Senior Fellow David Aikman saw a lot of Boris Yeltsin over the years and recalls a flawed and fascinating leader.
I first met Boris Yeltsin in Moscow in February 1989, when he was still Deputy Minister for the construction industry, a job to which Mikhail Gorbachev had sent him after Yeltin’s dramatic resignation from the Politburo in October 1987 and ouster from the Moscow Party leadership the following month. I was interviewing him for Time Magazine not only because he had already emerged from the gray tapestry of Soviet politics as an outspoken critic of corruption and stagnation within the Soviet bureaucracy, but also because the following month he was going to run as the at-large candidate for the seat representing Moscow’s eight million citizens.
As he spoke during the interview about his adventurous youth and early manhood, losing two fingers in right hand after trying to dissect a Soviet hand-grenade and later traveling like a hobo across the Soviet Union by train, it was obvious he was quite different from the colorless apparatchiks who usually occupied seats on the Soviet Politburo. He joked, he loved tennis, he enjoyed being asked personal questions. It was obvious to me then that he was a quite exceptional Soviet figure: lively, eccentric, and spontaneous.

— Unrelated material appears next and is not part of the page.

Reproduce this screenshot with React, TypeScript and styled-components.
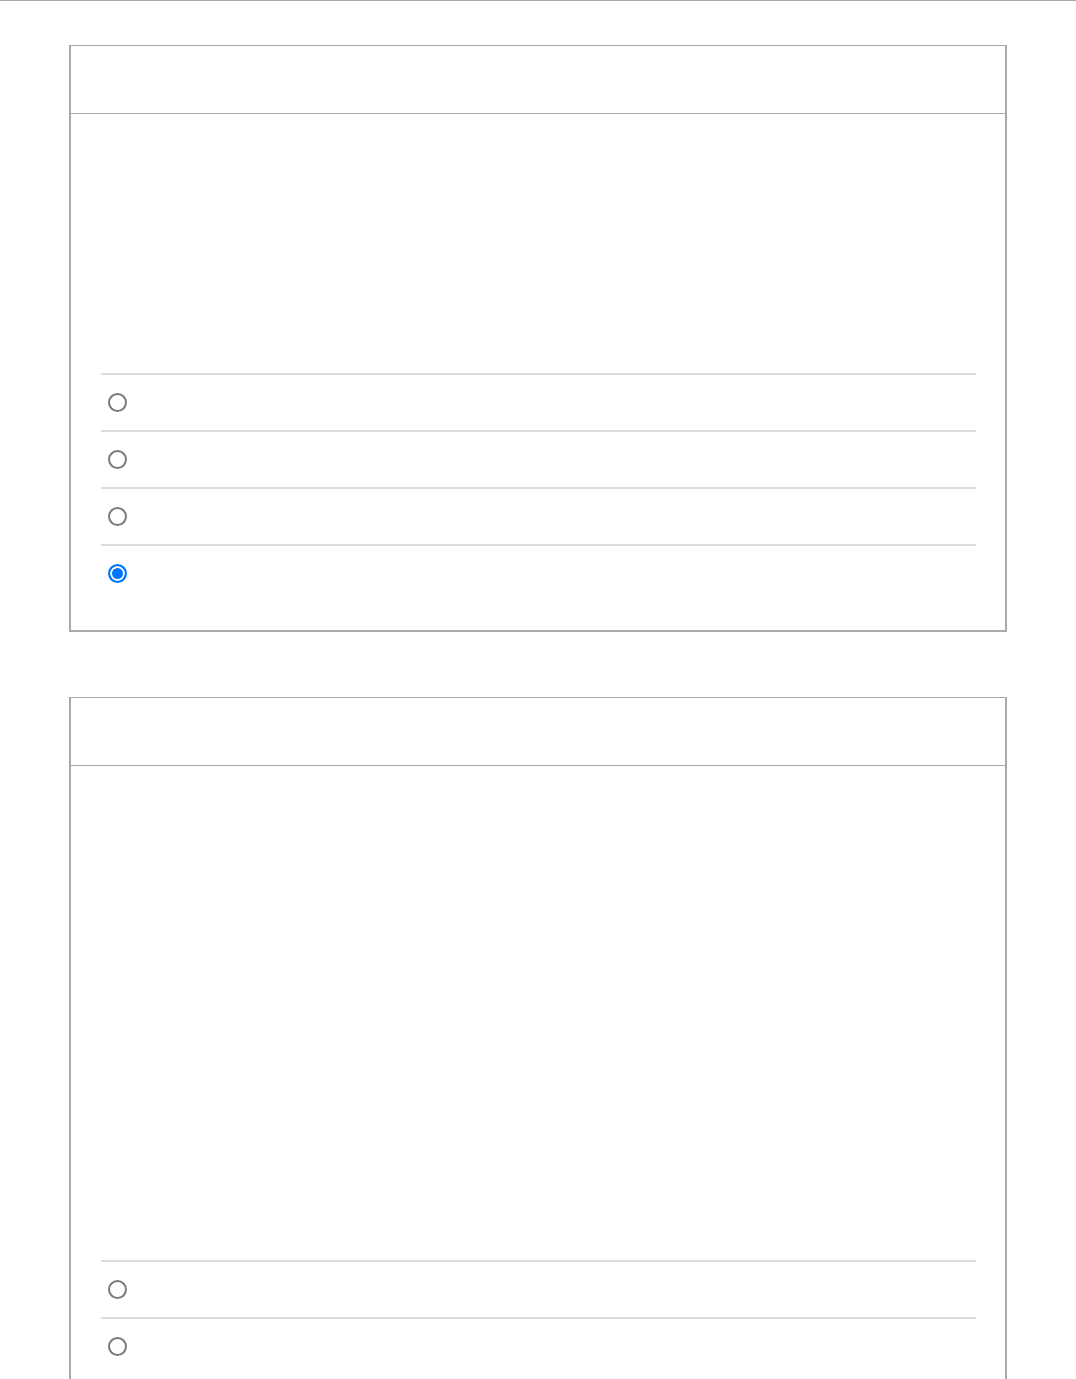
import styled, { createGlobalStyle } from "styled-components";

interface QuestionProps {
    promptHeight: number;
    options: number;
    checked?: number;
}

function Question({ promptHeight, options, checked }: QuestionProps) {
    return (
        <Card>
            <CardHeader />
            <CardBody>
                <Prompt $height={promptHeight} />
                <OptionList>
                    {Array.from({ length: options }).map((_, i) => (
                        <OptionRow key={i}>
                            <Radio type="radio" name={`q${promptHeight}`} defaultChecked={checked === i} />
                        </OptionRow>
                    ))}
                </OptionList>
            </CardBody>
        </Card>
    );
}

function App() {
    return (
        <>
            <GlobalStyle />
            <Page>
                <Question promptHeight={259} options={4} checked={3} />
                <Question promptHeight={494} options={2} />
            </Page>
        </>
    );
}

const GlobalStyle = createGlobalStyle`
    body{
        margin:0;
        background:#ffffff;
        font-family:"Liberation Sans", Arial, sans-serif;
    }
`
const Page = styled.div`
    border-top:1px solid #a9a9a9;
    padding:44px 69px 0 69px;
    display:flex;
    flex-direction:column;
    gap:65px;
`
const Card = styled.div`
    border:2px solid #a9a9a9;
    border-top-width:1px;
    background:#ffffff;
`
const CardHeader = styled.div`
    height:67px;
    border-bottom:1px solid #a9a9a9;
`
const CardBody = styled.div`
    padding:0 29px 29px 30px;
`
const Prompt = styled.div<{ $height: number }>`
    height:${(p) => p.$height}px;
`
const OptionList = styled.div`
    display:flex;
    flex-direction:column;
`
const OptionRow = styled.label`
    display:flex;
    align-items:center;
    height:55px;
    padding-left:7px;
    border-top:2px solid #dcdcdc;
`
const Radio = styled.input`
    appearance:none;
    width:19px;
    height:19px;
    margin:0;
    border:2px solid #7a7a7a;
    border-radius:50%;
    background:#ffffff;
    &:checked{
        border:2px solid #0075ff;
        background:#0075ff;
        box-shadow:inset 0 0 0 2px #ffffff;
    }
`

export default App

A few days later, another Western reporter and I were the only two journalists who squeezed past security guards into Moscow ‘s House of Actors to observe some three hundred members of the Soviet elite—admirals, nuclear scientists, ballet dancers—pepper Yeltsin with questions about life in their own country. After all, he was the only former Soviet Politburo member they had ever been free to address freely. How much money did a Politburo member earn, they wanted to know? Was it true Raissa Gorbachev had ordered the redecoration of the kitchen of her husband Mikhail’s official dacha seven times? Yeltsin answered every question forthrightly (I think the Politburo salary was about 800 roubles a month) and with aplomb, his rubbery face captivating the audience with its smiles, its coy expressions of ignorance and its mock disapproval of some of the interrogation. None of the elite had ever seen anything like it.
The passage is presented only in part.